Appraisals done right

Discover the best performance management software to make conducting appraisals easier than ever.

When it comes to managing employees, how do you go about boosting their productivity and improving their outcomes?

One of the most effective ways to do both, while also having a clear picture as to what is going well for all of your employees, is to conduct a performance appraisal a few times a year.

A performance appraisal, sometimes also called a performance review or performance evaluation, is how an employee’s job performance is documented and evaluated against the goals and projects they have been working toward. As part of a career development plan, they’re usually conducted by a manager or supervisor as a way to provide feedback and give support when necessary.

People often confuse a performance appraisal with performance management. It’s important to remember that while performance management includes all interactions between a supervisor and an employee, a performance appraisal is a regular sit-down that occurs where an employee is formally assessed by their supervisor.

Essentially, a performance appraisal is a small part of the performance management process.

performance management vs. performance appraisal

Why performance appraisals are important

Performance appraisals come in handy in a variety of ways. For starters, it helps an organization determine the value and productivity of each employee and what they contribute to their teams. Additionally, it allows the employee to further develop in their own roles while pinpointing what’s working and what’s not.

For the organization: Performance appraisals can make a difference in the performance of an organization.

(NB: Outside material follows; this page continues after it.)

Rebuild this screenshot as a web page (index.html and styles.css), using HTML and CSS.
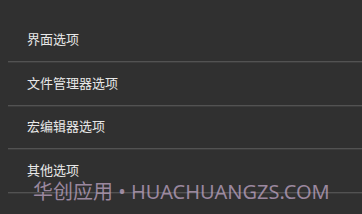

They provide insight into how employees are contributing and enable companies of all sizes to:

  • Pinpoint areas where managers can improve in order to increase both productivity and the quality of work seen by employees.
  • Address behavioral issues before they impact productivity or a critical incident occurs. 
  • Encourage employees to contribute more as they recognize their various talents and skills.
  • Support employees as they grow and develop within their careers.
  • Build on strategic decision-making in situations that may result in layoffs, succession planning, or filling a role internally during a specific review period. 

For the employee: A performance appraisal is not just for the benefit of the company – it can be advantageous for employees as well. They can use the upcoming employee job performance appraisal to keep themselves from becoming passive in their work, take charge of their career trajectory, and be recognized for the incredible work that they have done.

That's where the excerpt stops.